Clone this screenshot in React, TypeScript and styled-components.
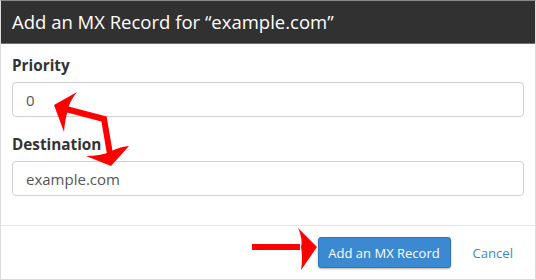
import React from "react";
import styled, { createGlobalStyle } from "styled-components";

const Global = createGlobalStyle`
  html, body { margin: 0; padding: 0; background: #fff; }
  body { font-family: "Open Sans", "Liberation Sans", sans-serif; }
  * { box-sizing: border-box; }
`;

const Modal = styled.div`
  position: relative;
  width: 536px;
  height: 280px;
  display: flex;
  flex-direction: column;
  border: 1px solid #dcdcdc;
  border-top-color: #8a8a8a;
  background: #fff;
`;

const Header = styled.div`
  height: 43px;
  background: #313131;
  border-bottom: 1px solid #6e6e6e;
  display: flex;
  align-items: center;
  padding: 0 11px;
`;

const Title = styled.h4`
  margin: 0;
  font-size: 18.5px;
  font-weight: 400;
  color: #fff;
  line-height: 1;
`;

const Body = styled.div`
  flex: 1;
  padding: 10px 11px 0;
`;

const Group = styled.div`
  margin-bottom: 16px;
`;

const Label = styled.label`
  display: block;
  font-size: 15.3px;
  font-weight: 700;
  line-height: 22px;
  color: #333;
  margin-bottom: 6px;
`;

const Input = styled.input`
  display: block;
  width: 100%;
  height: 35px;
  padding: 0 13px;
  border: 1px solid #cfcfcf;
  border-radius: 4px;
  font-family: inherit;
  font-size: 15px;
  color: #555;
  background: #fff;
  outline: none;
`;

const Footer = styled.div`
  height: 54px;
  border-top: 1px solid #e5e5e5;
  display: flex;
  align-items: center;
  justify-content: flex-end;
  padding: 0 11px;
`;

const PrimaryButton = styled.button`
  width: 133px;
  height: 31px;
  padding: 0;
  font-family: inherit;
  font-size: 13px;
  color: #fff;
  background: #3a89d1;
  border: 1px solid #2f76b8;
  border-radius: 3px;
  box-shadow: 0 1px 2px rgba(0, 0, 0, 0.3);
`;

const CancelLink = styled.a`
  margin-left: 12px;
  padding: 0 11px 0 10px;
  font-size: 13.1px;
  color: #3a87c8;
  text-decoration: none;
`;

const Overlay = styled.svg`
  position: absolute;
  left: -1px;
  top: -1px;
  width: 536px;
  height: 280px;
  pointer-events: none;
`;

export default function App() {
  return (
    <>
      <Global />
      <Modal>
        <Header>
          <Title>Add an MX Record for “example.com”</Title>
        </Header>
        <Body>
          <Group>
            <Label>Priority</Label>
            <Input defaultValue="0" />
          </Group>
          <Group>
            <Label>Destination</Label>
            <Input defaultValue="example.com" />
          </Group>
        </Body>
        <Footer>
          <PrimaryButton>Add an MX Record</PrimaryButton>
          <CancelLink href="#">Cancel</CancelLink>
        </Footer>
        <Overlay viewBox="0 0 536 280">
          <polyline
            points="66,109 104,119 110,154"
            fill="none"
            stroke="#f00"
            strokeWidth="6"
            strokeLinejoin="miter"
          />
          <path d="M54 105 L77 92 Q69 102 68 110 Q65 119 64 132 Z" fill="#f00" />
          <path d="M111 166 L86 156 Q100 156 110 152 Q118 147 129 146 Z" fill="#f00" />
          <rect x="252" y="244" width="48" height="6" fill="#f00" />
          <path d="M317 247 L298 228 Q303 239 301 247 Q303 257 301 270 Z" fill="#f00" />
        </Overlay>
      </Modal>
    </>
  );
}
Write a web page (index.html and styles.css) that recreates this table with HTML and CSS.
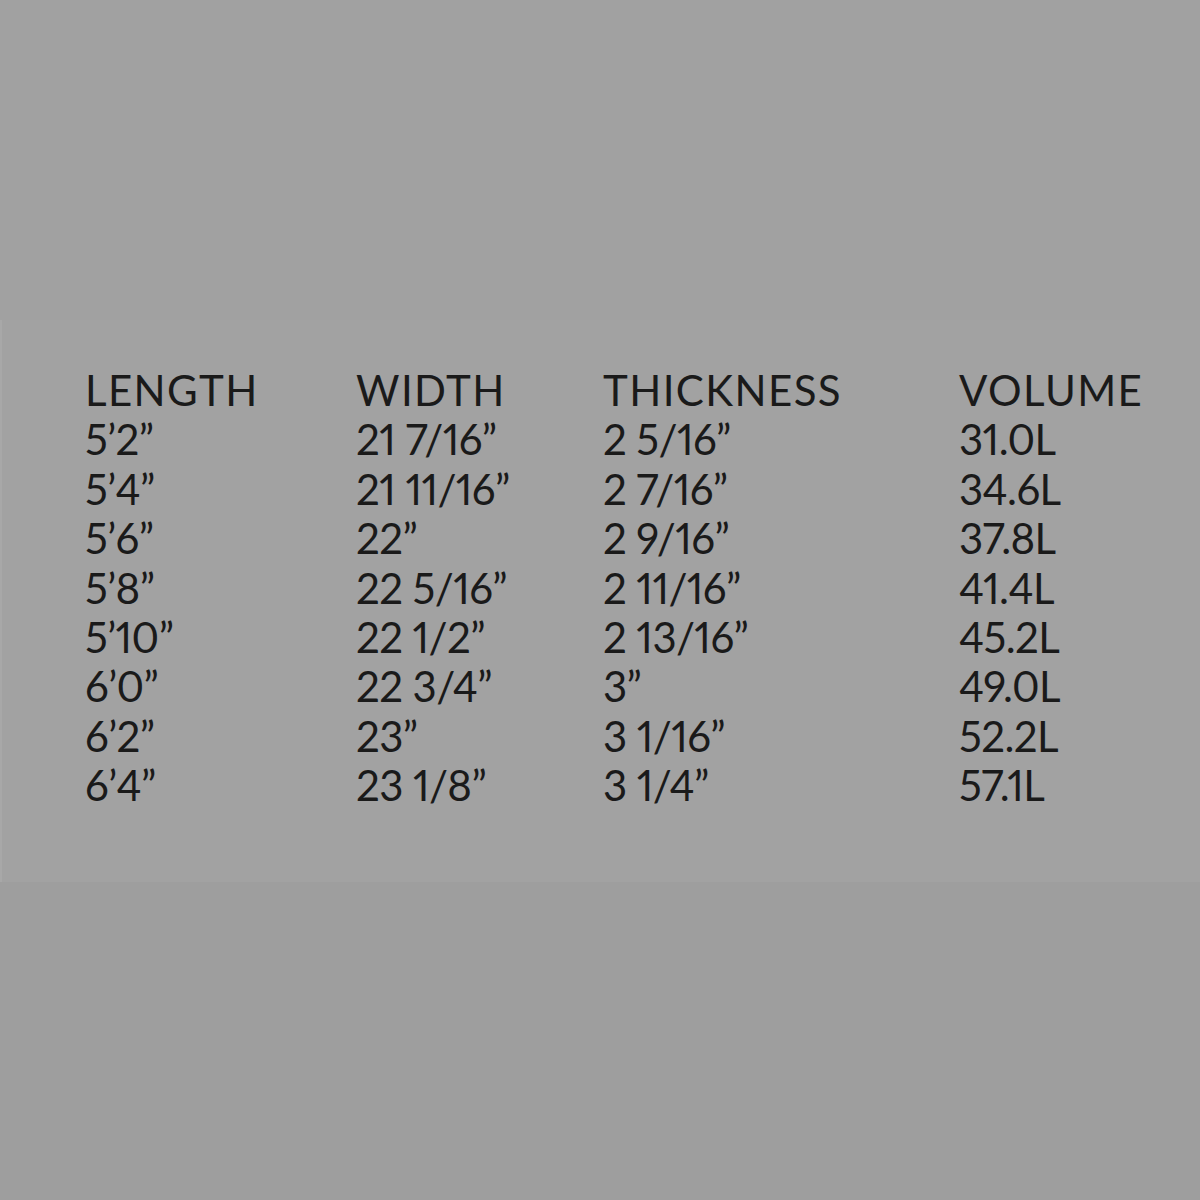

================================

● **Work to do**
Which lines include "components"? Copy each of them out.

● **Final result**
Clone this screenshot in React, TypeScript and styled-components.
import styled, { createGlobalStyle } from "styled-components";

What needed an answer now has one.